Of course, Congress gave San Francisco the right to build that water system, which uses a dam in Yosemite National Park, only on the condition that it also develop public electric power. Instead, in the greatest privatization scandal in the history of urban America, Pacific Gas and Electric Co. wound up initially controlling much of the output of the dam, and it still controls the city’s electric grid. The result: some of the highest electric rates in the nation and terrible, unreliable service.

San Francisco officials led the way to the privatization of the Presidio, turning over a national park to an unaccountable quasi-private board that operates as a real estate developer. The results: A giant commercial office complex, built with a $60 million tax break. Plans for high-end condos. Traffic problems, neighborhood problems — and a stiff bill to the city’s taxpayers, who have to subsidize private businesses that operate in a federal enclave without paying local taxes.

And if Newsom has his way, the pattern will continue: the mayor’s signature project this past year, for example, has been an attempt to let a private company control the city’s broadband communications infrastructure. Tens of millions in city contracts go every year to private nonprofits that fight like hell to avoid sunshine and accountability.

Enough is enough — San Franciscans of every political stripe need to organize to fight back. This city needs a new political coalition, a campaign against privatization.

There are all sorts of specific policies and legislation that ought to be on the agenda. For starters, privatization expert Elliott Sclar, a Columbia University economist, argues that any private business that takes city money to provide public services ought to be required to abide by open-government laws.
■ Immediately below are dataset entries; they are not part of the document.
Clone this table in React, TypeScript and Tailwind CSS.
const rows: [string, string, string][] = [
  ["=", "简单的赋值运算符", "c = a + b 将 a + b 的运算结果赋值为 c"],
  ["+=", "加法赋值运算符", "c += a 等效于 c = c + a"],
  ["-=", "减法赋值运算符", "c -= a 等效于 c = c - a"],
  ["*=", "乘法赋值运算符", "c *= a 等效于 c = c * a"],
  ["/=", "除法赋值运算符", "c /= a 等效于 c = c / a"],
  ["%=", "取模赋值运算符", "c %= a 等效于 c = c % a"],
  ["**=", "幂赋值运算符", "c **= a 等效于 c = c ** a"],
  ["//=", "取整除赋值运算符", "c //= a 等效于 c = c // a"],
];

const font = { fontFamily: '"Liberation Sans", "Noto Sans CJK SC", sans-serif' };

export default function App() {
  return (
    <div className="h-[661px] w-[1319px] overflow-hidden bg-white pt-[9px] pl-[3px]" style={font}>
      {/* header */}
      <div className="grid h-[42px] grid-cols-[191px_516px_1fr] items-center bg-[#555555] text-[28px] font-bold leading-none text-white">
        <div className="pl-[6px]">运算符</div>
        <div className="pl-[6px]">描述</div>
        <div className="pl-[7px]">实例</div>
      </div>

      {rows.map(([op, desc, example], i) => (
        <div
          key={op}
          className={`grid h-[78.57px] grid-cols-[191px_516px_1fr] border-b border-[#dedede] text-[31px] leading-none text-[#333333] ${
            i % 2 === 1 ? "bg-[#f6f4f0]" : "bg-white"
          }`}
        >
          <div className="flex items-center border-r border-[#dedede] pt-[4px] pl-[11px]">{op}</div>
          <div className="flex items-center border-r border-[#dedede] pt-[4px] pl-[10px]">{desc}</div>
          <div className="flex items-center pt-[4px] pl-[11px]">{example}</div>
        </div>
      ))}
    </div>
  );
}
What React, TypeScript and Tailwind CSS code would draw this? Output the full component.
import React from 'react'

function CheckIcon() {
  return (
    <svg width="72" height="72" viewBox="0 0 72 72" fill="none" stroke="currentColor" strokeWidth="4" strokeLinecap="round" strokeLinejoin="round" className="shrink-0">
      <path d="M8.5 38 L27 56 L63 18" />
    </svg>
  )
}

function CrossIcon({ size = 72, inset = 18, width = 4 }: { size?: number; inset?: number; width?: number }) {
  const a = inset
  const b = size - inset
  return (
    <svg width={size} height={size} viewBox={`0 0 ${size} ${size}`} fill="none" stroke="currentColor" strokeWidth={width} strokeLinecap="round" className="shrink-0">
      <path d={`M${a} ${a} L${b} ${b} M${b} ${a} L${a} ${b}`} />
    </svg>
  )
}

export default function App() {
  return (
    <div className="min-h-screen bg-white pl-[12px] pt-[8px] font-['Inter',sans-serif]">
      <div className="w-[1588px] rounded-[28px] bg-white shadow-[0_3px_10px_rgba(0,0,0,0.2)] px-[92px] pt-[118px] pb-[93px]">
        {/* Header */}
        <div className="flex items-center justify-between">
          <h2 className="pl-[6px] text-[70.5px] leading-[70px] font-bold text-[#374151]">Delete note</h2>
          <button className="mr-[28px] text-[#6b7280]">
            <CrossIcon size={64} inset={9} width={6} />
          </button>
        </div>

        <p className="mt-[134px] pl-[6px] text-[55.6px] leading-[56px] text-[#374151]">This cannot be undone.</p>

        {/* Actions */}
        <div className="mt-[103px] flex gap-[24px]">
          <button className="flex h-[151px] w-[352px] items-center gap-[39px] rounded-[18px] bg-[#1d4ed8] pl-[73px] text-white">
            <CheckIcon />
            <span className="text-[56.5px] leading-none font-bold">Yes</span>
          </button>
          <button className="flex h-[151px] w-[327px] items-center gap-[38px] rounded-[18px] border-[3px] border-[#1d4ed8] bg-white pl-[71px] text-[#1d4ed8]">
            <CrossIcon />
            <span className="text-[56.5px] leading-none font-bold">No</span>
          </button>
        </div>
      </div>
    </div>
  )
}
That means every scrap of information related to that contract — including financial projections, executive salaries, profit and loss statements, and operating overhead figures — would be public record. All meetings of boards, panels, or other policy-making entities involved in managing the contract would be open to the public. If a private business doesn’t want to abide by those rules, fine; it can stick to private-sector work and stop bidding on government contracts.

Beyond that, the city needs to set up a task force to look at every private contract San Francisco hands out and determine why the city isn’t doing the work itself. If selling electricity is so profitable (and it clearly is, or PG&E wouldn’t be fighting so hard to keep its illegal monopoly), why can’t the city take over the job and bring in some revenue? If there’s money to be made building bus shelters and selling ads on them — and clearly there is, since Clear Channel Communications, a giant private company, went out of its way to get a contract with the city to do so — why can’t San Francisco make that money for the General Fund? If a private company can make money running the golf courses, why can’t the city?
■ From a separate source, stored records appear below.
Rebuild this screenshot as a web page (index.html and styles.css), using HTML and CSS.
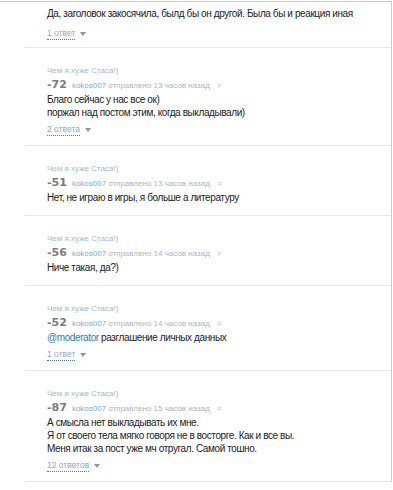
FILE: index.html
```html
<!DOCTYPE html>
<html lang="ru">
<head>
<meta charset="utf-8">
<link rel="stylesheet" href="styles.css">
</head>
<body>
<div class="thread">
  <div class="comment first">
    <div class="body">Да, заголовок закосячила, былд бы он другой. Была бы и реакция иная</div>
    <div class="replies"><span class="link">1 ответ</span><span class="arrow"></span></div>
  </div>

  <div class="comment">
    <div class="title">Чем я хуже Стаса!)</div>
    <div class="meta"><span class="vote">-72</span><span class="user">kokos007</span><span class="time">отправлено 13 часов назад</span><span class="hash">#</span></div>
    <div class="body">Благо сейчас у нас все ок)<br>поржал над постом этим, когда выкладывали)</div>
    <div class="replies"><span class="link">2 ответа</span><span class="arrow"></span></div>
  </div>

  <div class="comment noreplies">
    <div class="title">Чем я хуже Стаса!)</div>
    <div class="meta"><span class="vote">-51</span><span class="user">kokos007</span><span class="time">отправлено 13 часов назад</span><span class="hash">#</span></div>
    <div class="body">Нет, не играю в игры, я больше а литературу</div>
  </div>

  <div class="comment noreplies">
    <div class="title">Чем я хуже Стаса!)</div>
    <div class="meta"><span class="vote">-56</span><span class="user">kokos007</span><span class="time">отправлено 14 часов назад</span><span class="hash">#</span></div>
    <div class="body">Ниче такая, да?)</div>
  </div>

  <div class="comment">
    <div class="title">Чем я хуже Стаса!)</div>
    <div class="meta"><span class="vote">-52</span><span class="user">kokos007</span><span class="time">отправлено 14 часов назад</span><span class="hash">#</span></div>
    <div class="body"><span class="mention">@moderator</span> разглашение личных данных</div>
    <div class="replies"><span class="link">1 ответ</span><span class="arrow"></span></div>
  </div>

  <div class="comment">
    <div class="title">Чем я хуже Стаса!)</div>
    <div class="meta"><span class="vote">-87</span><span class="user">kokos007</span><span class="time">отправлено 15 часов назад</span><span class="hash">#</span></div>
    <div class="body">А смысла нет выкладывать их мне.<br>Я от своего тела мягко говоря не в восторге. Как и все вы.<br>Меня итак за пост уже мч отругал. Самой тошно.</div>
    <div class="replies"><span class="link">12 ответов</span><span class="arrow"></span></div>
  </div>
</div>
</body>
</html>
```

FILE: styles.css
```css
html, body {
  margin: 0;
  padding: 0;
  background: #ffffff;
}

body {
  font-family: "Liberation Sans", sans-serif;
  color: #1a1a1a;
}

.thread {
  border-top: 1px solid #c3d2e2;
  border-right: 1px solid #c3d2e2;
  margin-top: 1px;
  width: 391px;
}

.comment {
  margin-left: 25px;
  padding: 16px 0 9px 22px;
  border-bottom: 1px solid #e6e6e6;
}

.comment.first {
  padding-top: 5px;
  padding-bottom: 7px;
}

.comment.first .replies {
  margin-top: 8px;
}

.comment.noreplies {
  padding-bottom: 11px;
}

.title {
  font-size: 8px;
  line-height: 13px;
  color: #a6b8cc;
}

.meta {
  display: flex;
  align-items: baseline;
  gap: 5px;
  font-size: 8px;
  line-height: 15px;
}

.vote {
  font-family: "DejaVu Sans", sans-serif;
  font-size: 11px;
  font-weight: bold;
  color: #7d7d7d;
}

.user {
  color: #79aedb;
}

.time {
  color: #b3b3b3;
  margin-left: -3px;
}

.hash {
  color: #c9d4e0;
  font-style: italic;
  margin-left: 2px;
}

.body {
  font-size: 10px;
  line-height: 13px;
  letter-spacing: -0.4px;
  color: #1c1c1c;
}

.mention {
  color: #3a78b0;
}

.replies {
  display: flex;
  align-items: center;
  gap: 5px;
  margin-top: 5px;
  font-size: 8.5px;
  line-height: 14px;
}

.replies .link {
  color: #93a7bd;
  border-bottom: 1px dotted #5d7fa6;
  line-height: 11px;
}

.arrow {
  width: 0;
  height: 0;
  border-left: 3px solid transparent;
  border-right: 3px solid transparent;
  border-top: 4px solid #8496aa;
}
```
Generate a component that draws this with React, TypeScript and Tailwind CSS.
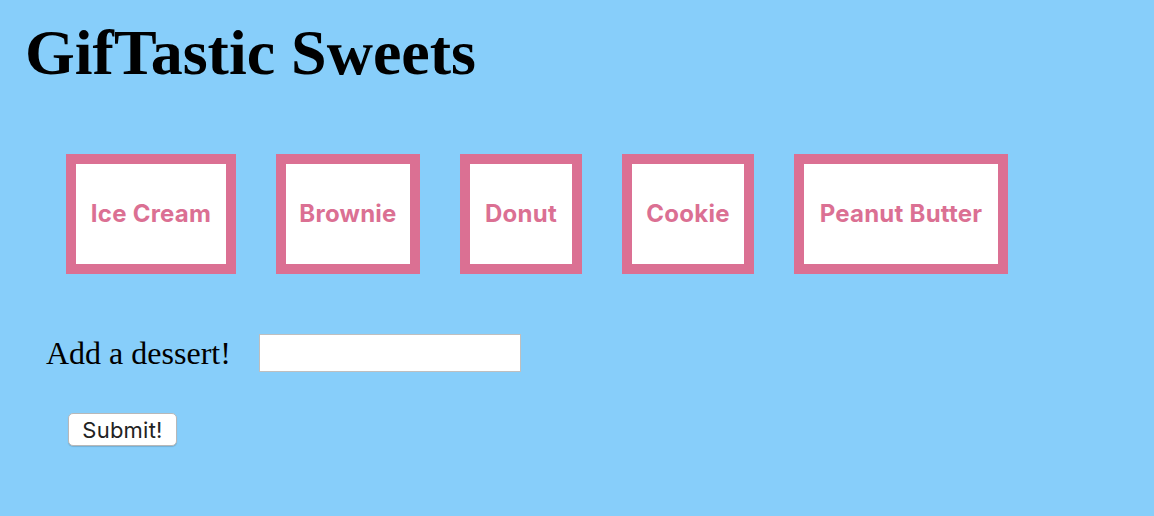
import React from "react";

const items = [
  { label: "Ice Cream", w: "w-[170px]" },
  { label: "Brownie", w: "w-[144px]" },
  { label: "Donut", w: "w-[122px]" },
  { label: "Cookie", w: "w-[132px]" },
  { label: "Peanut Butter", w: "w-[214px]" },
];

export default function App() {
  return (
    <div className="min-h-[516px] w-full bg-[#87CEFA] pt-[21px]">
      <h1 className="pl-[25px] font-['Liberation_Serif',serif] text-[64px] font-bold leading-none text-black">
        GifTastic Sweets
      </h1>
      <div className="mt-[69px] flex gap-[40px] pl-[66px]">
        {items.map((it) => (
          <button
            key={it.label}
            className={`${it.w} flex h-[120px] items-center justify-center border-[10px] border-[#DB7093] bg-white font-['Inter',sans-serif] text-[24px] font-bold tracking-[0.01em] text-[#DB7093]`}
          >
            {it.label}
          </button>
        ))}
      </div>
      <div className="mt-[60px] flex items-center pl-[46px]">
        <span className="font-['Liberation_Serif',serif] text-[32px] leading-none text-black">
          Add a dessert!
        </span>
        <input
          type="text"
          className="ml-[28px] h-[38px] w-[262px] border border-[#bfbfbf] bg-white outline-none"
        />
      </div>
      <div className="mt-[41px] pl-[68px]">
        <button className="flex h-[33px] w-[109px] items-center justify-center rounded-[5px] border border-[#b8b8b8] bg-white font-['Inter',sans-serif] text-[22px] leading-none tracking-[0.01em] text-[#222] shadow-[0_1px_1px_rgba(0,0,0,0.15)]">
          Submit!
        </button>
      </div>
    </div>
  );
}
Sure, there are times when it makes sense to bring in an outside contractor. We’d argue, for example, that the Board of Supervisors needs an independent budget analyst, not tied to City Hall, to monitor budgets and spending. But there are millions of dollars going out City Hall’s door every year to private outfits that aren’t accountable to the public. And there are millions of dollars that ought to be available for badly needed public services that the city is losing because some private operator is making a profit on public resources.

Organized labor has every reason to oppose privatization and ought to play a lead role in creating a new coalition. So should the public-power coalition and the folks who have been demanding sunshine for the nonprofits. But everyone who uses public services and pays taxes in San Francisco is affected when city money gets stolen, wasted, or diverted. It ought to be a broad-based coalition.

There’s an opportunity to turn things around here and make San Francisco the model city that it ought to be. There’s no time to waste.